___ RECORDED INFORMATION ___

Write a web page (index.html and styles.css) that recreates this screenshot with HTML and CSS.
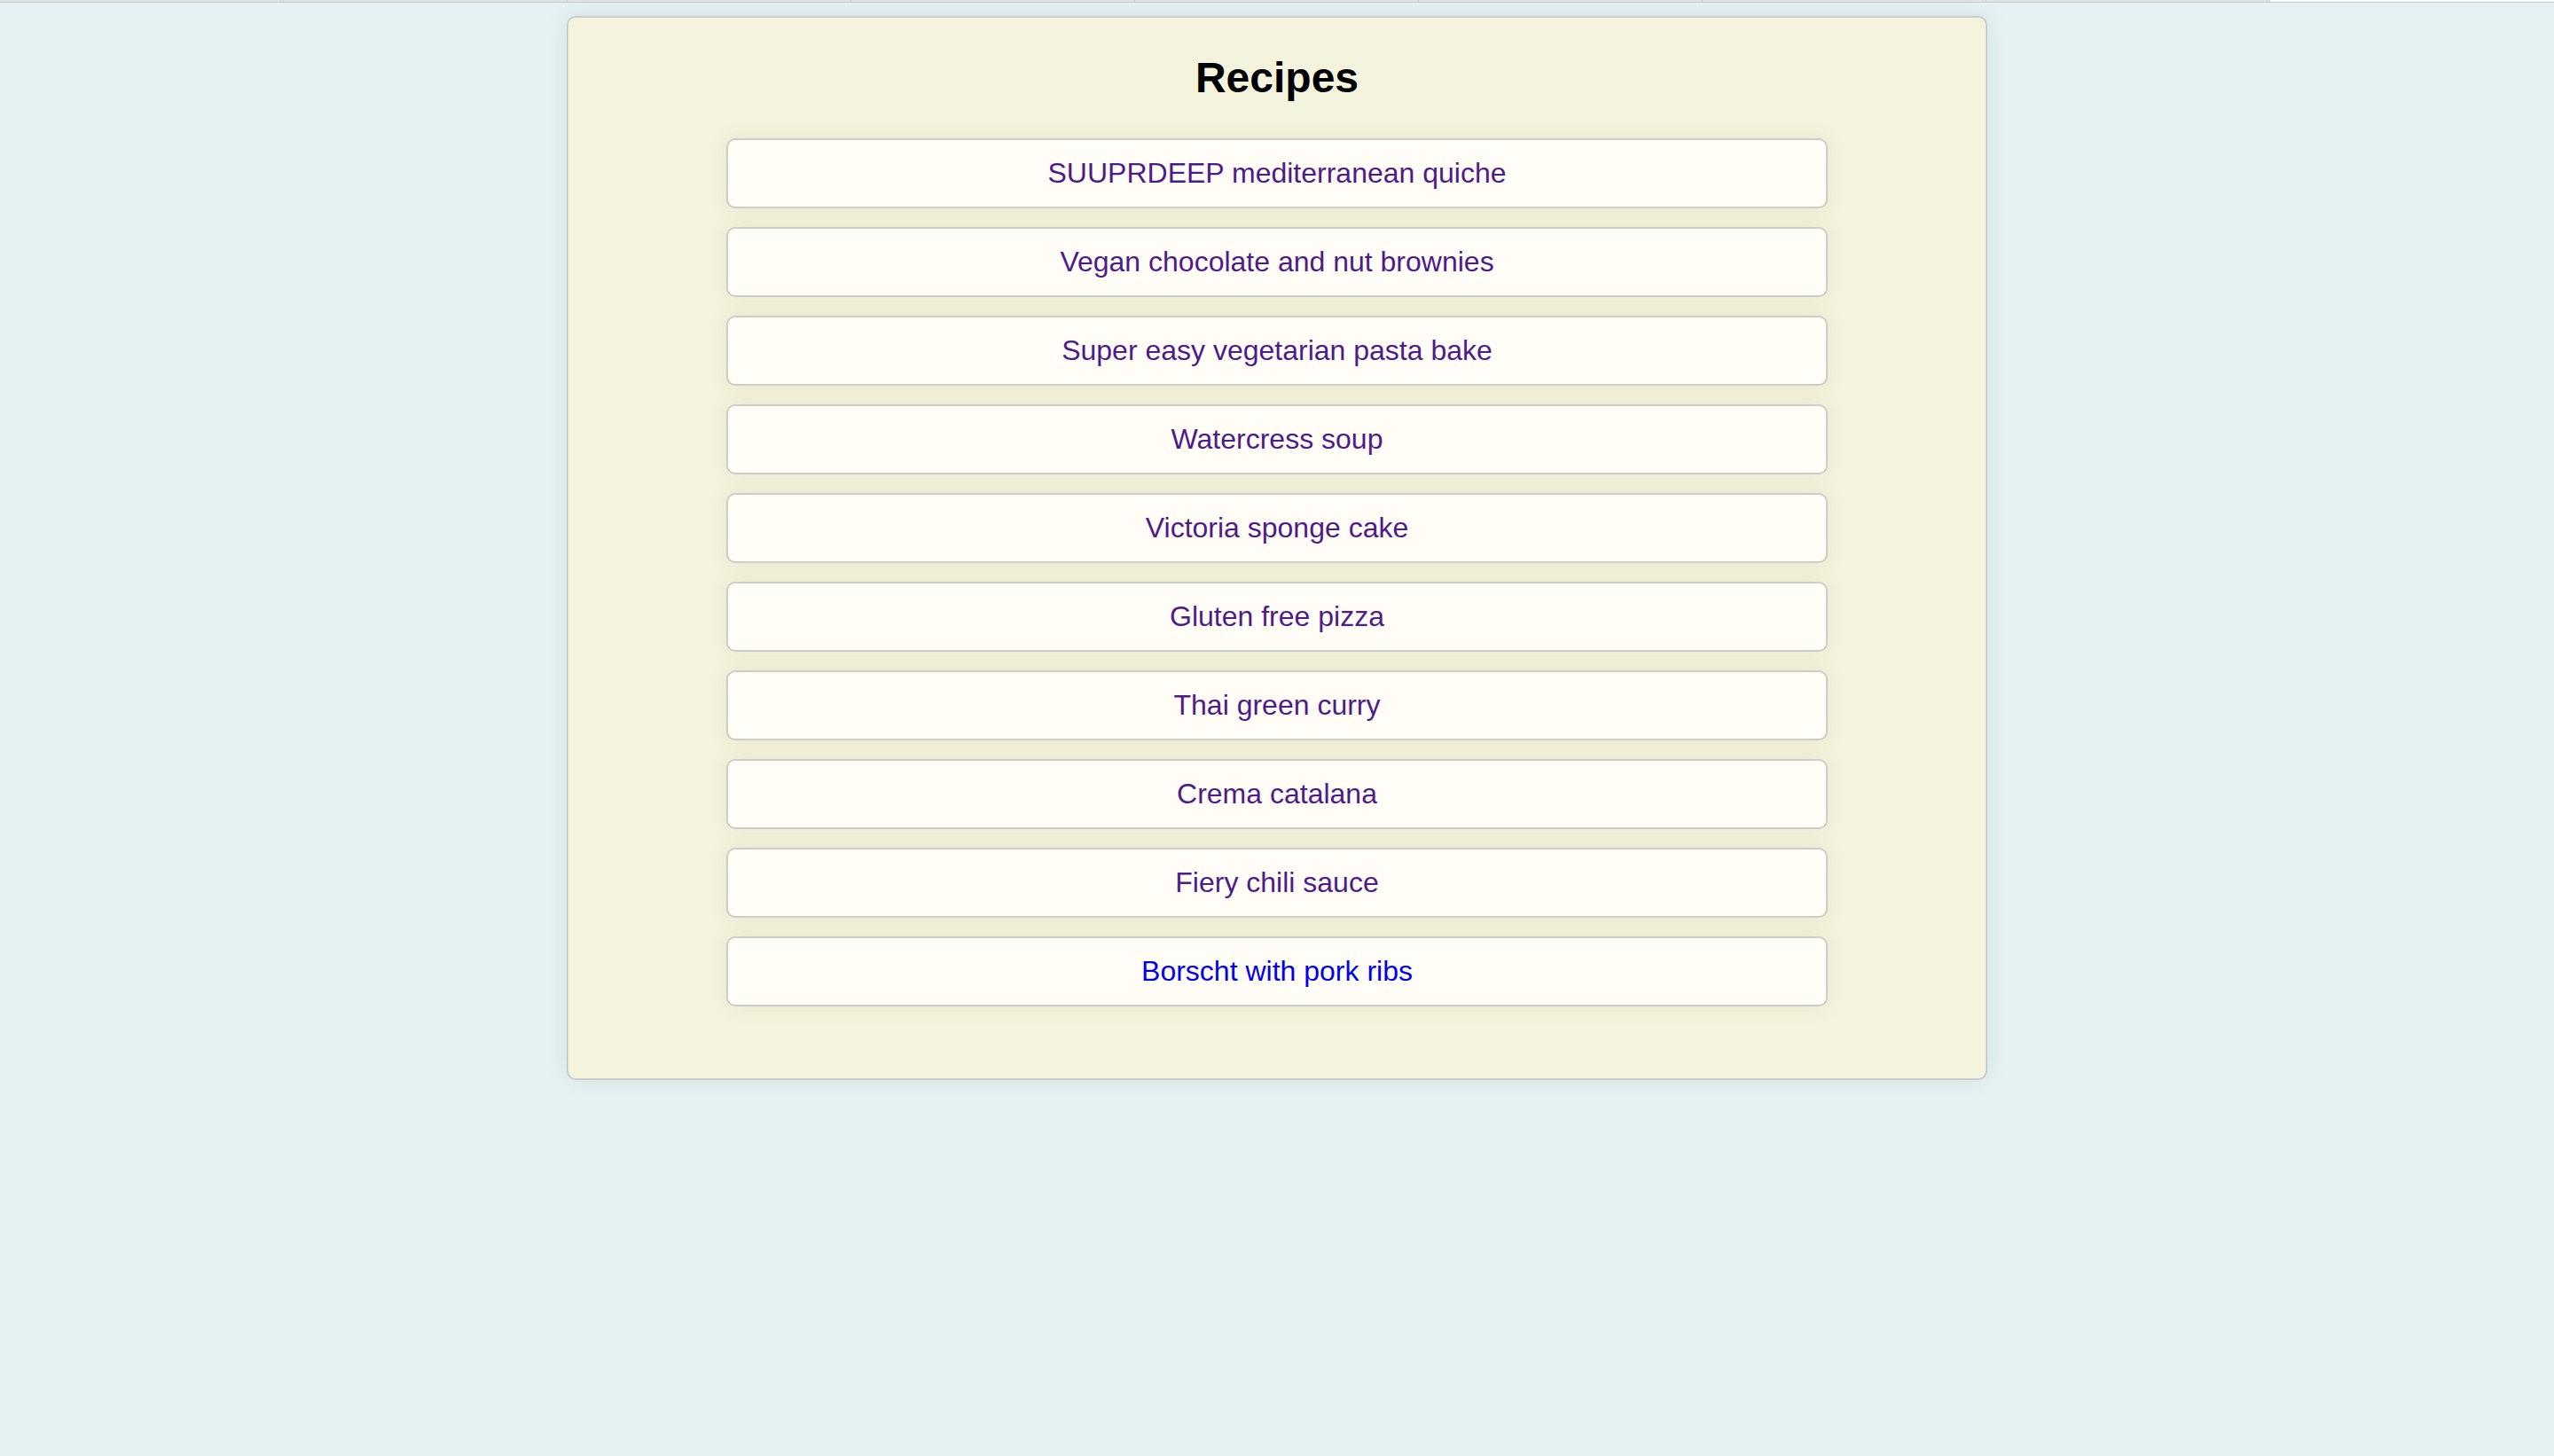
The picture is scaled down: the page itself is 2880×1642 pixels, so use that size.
FILE: index.html
```html
<!DOCTYPE html>
<html lang="en">
<head>
<meta charset="utf-8">
<title>Recipes</title>
<link rel="stylesheet" href="styles.css">
</head>
<body>
<div class="strip">
  <span class="cell"></span><span class="cell"></span><span class="cell"></span>
  <span class="cell"></span><span class="cell"></span><span class="cell"></span>
  <span class="cell"></span><span class="cell"></span><span class="cell cell-last"></span>
</div>
<main class="card">
  <h2 class="title">Recipes</h2>
  <ul class="list">
    <li class="item"><a class="link visited" href="#">SUUPRDEEP mediterranean quiche</a></li>
    <li class="item"><a class="link visited" href="#">Vegan chocolate and nut brownies</a></li>
    <li class="item"><a class="link visited" href="#">Super easy vegetarian pasta bake</a></li>
    <li class="item"><a class="link visited" href="#">Watercress soup</a></li>
    <li class="item"><a class="link visited" href="#">Victoria sponge cake</a></li>
    <li class="item"><a class="link visited" href="#">Gluten free pizza</a></li>
    <li class="item"><a class="link visited" href="#">Thai green curry</a></li>
    <li class="item"><a class="link visited" href="#">Crema catalana</a></li>
    <li class="item"><a class="link visited" href="#">Fiery chili sauce</a></li>
    <li class="item"><a class="link fresh" href="#">Borscht with pork ribs</a></li>
  </ul>
</main>
</body>
</html>
```
FILE: styles.css
```css
html, body {
  margin: 0;
  padding: 0;
}
body {
  background: #e6f2f2;
  font-family: "Liberation Sans", Arial, Helvetica, sans-serif;
  min-height: 1642px;
}
.strip {
  display: flex;
  height: 2px;
  border-bottom: 1px solid #c2cbcb;
}
.cell {
  flex: 0 0 320px;
  background: #e2e2e2;
  border-right: 1px solid #d0d0d0;
  box-sizing: border-box;
}
.cell-last {
  flex: 1 1 auto;
  background: #ffffff;
  border-right: none;
}
.card {
  box-sizing: border-box;
  width: 1602px;
  margin: 15px auto 0;
  border: 2px solid #cccccc;
  border-radius: 10px;
  background: #f4f4de;
  padding: 41px 0 81px;
  box-shadow: 0 0 28px rgba(0, 40, 40, 0.09);
}
.title {
  margin: 0;
  font-size: 48px;
  line-height: 54px;
  font-weight: bold;
  text-align: center;
  color: #000000;
}
.list {
  list-style: none;
  margin: 41px auto 0;
  padding: 0;
  width: 1242px;
  display: flex;
  flex-direction: column;
  gap: 21px;
}
.item {
  box-sizing: border-box;
  height: 79px;
  border: 2px solid #cccccc;
  border-radius: 10px;
  background: #fffdf5;
  box-shadow: 0 0 24px rgba(90, 90, 30, 0.09);
  padding: 19px 0 0;
  line-height: 37px;
  font-size: 32px;
  text-align: center;
}
.link {
  text-decoration: none;
}
.visited {
  color: #4f1b88;
}
.fresh {
  color: #0000ee;
}
```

___

## YOUR INSTRUCTIONS:
Every line of the data should be copied as it stands, without the images.

## ANSWER:
Write a web page (index.html and styles.css) that recreates this screenshot with HTML and CSS.
The picture is scaled down: the page itself is 2880×1642 pixels, so use that size.
FILE: index.html
```html
<!DOCTYPE html>
<html lang="en">
<head>
<meta charset="utf-8">
<title>Recipes</title>
<link rel="stylesheet" href="styles.css">
</head>
<body>
<div class="strip">
  <span class="cell"></span><span class="cell"></span><span class="cell"></span>
  <span class="cell"></span><span class="cell"></span><span class="cell"></span>
  <span class="cell"></span><span class="cell"></span><span class="cell cell-last"></span>
</div>
<main class="card">
  <h2 class="title">Recipes</h2>
  <ul class="list">
    <li class="item"><a class="link visited" href="#">SUUPRDEEP mediterranean quiche</a></li>
    <li class="item"><a class="link visited" href="#">Vegan chocolate and nut brownies</a></li>
    <li class="item"><a class="link visited" href="#">Super easy vegetarian pasta bake</a></li>
    <li class="item"><a class="link visited" href="#">Watercress soup</a></li>
    <li class="item"><a class="link visited" href="#">Victoria sponge cake</a></li>
    <li class="item"><a class="link visited" href="#">Gluten free pizza</a></li>
    <li class="item"><a class="link visited" href="#">Thai green curry</a></li>
    <li class="item"><a class="link visited" href="#">Crema catalana</a></li>
    <li class="item"><a class="link visited" href="#">Fiery chili sauce</a></li>
    <li class="item"><a class="link fresh" href="#">Borscht with pork ribs</a></li>
  </ul>
</main>
</body>
</html>
```
FILE: styles.css
```css
html, body {
  margin: 0;
  padding: 0;
}
body {
  background: #e6f2f2;
  font-family: "Liberation Sans", Arial, Helvetica, sans-serif;
  min-height: 1642px;
}
.strip {
  display: flex;
  height: 2px;
  border-bottom: 1px solid #c2cbcb;
}
.cell {
  flex: 0 0 320px;
  background: #e2e2e2;
  border-right: 1px solid #d0d0d0;
  box-sizing: border-box;
}
.cell-last {
  flex: 1 1 auto;
  background: #ffffff;
  border-right: none;
}
.card {
  box-sizing: border-box;
  width: 1602px;
  margin: 15px auto 0;
  border: 2px solid #cccccc;
  border-radius: 10px;
  background: #f4f4de;
  padding: 41px 0 81px;
  box-shadow: 0 0 28px rgba(0, 40, 40, 0.09);
}
.title {
  margin: 0;
  font-size: 48px;
  line-height: 54px;
  font-weight: bold;
  text-align: center;
  color: #000000;
}
.list {
  list-style: none;
  margin: 41px auto 0;
  padding: 0;
  width: 1242px;
  display: flex;
  flex-direction: column;
  gap: 21px;
}
.item {
  box-sizing: border-box;
  height: 79px;
  border: 2px solid #cccccc;
  border-radius: 10px;
  background: #fffdf5;
  box-shadow: 0 0 24px rgba(90, 90, 30, 0.09);
  padding: 19px 0 0;
  line-height: 37px;
  font-size: 32px;
  text-align: center;
}
.link {
  text-decoration: none;
}
.visited {
  color: #4f1b88;
}
.fresh {
  color: #0000ee;
}
```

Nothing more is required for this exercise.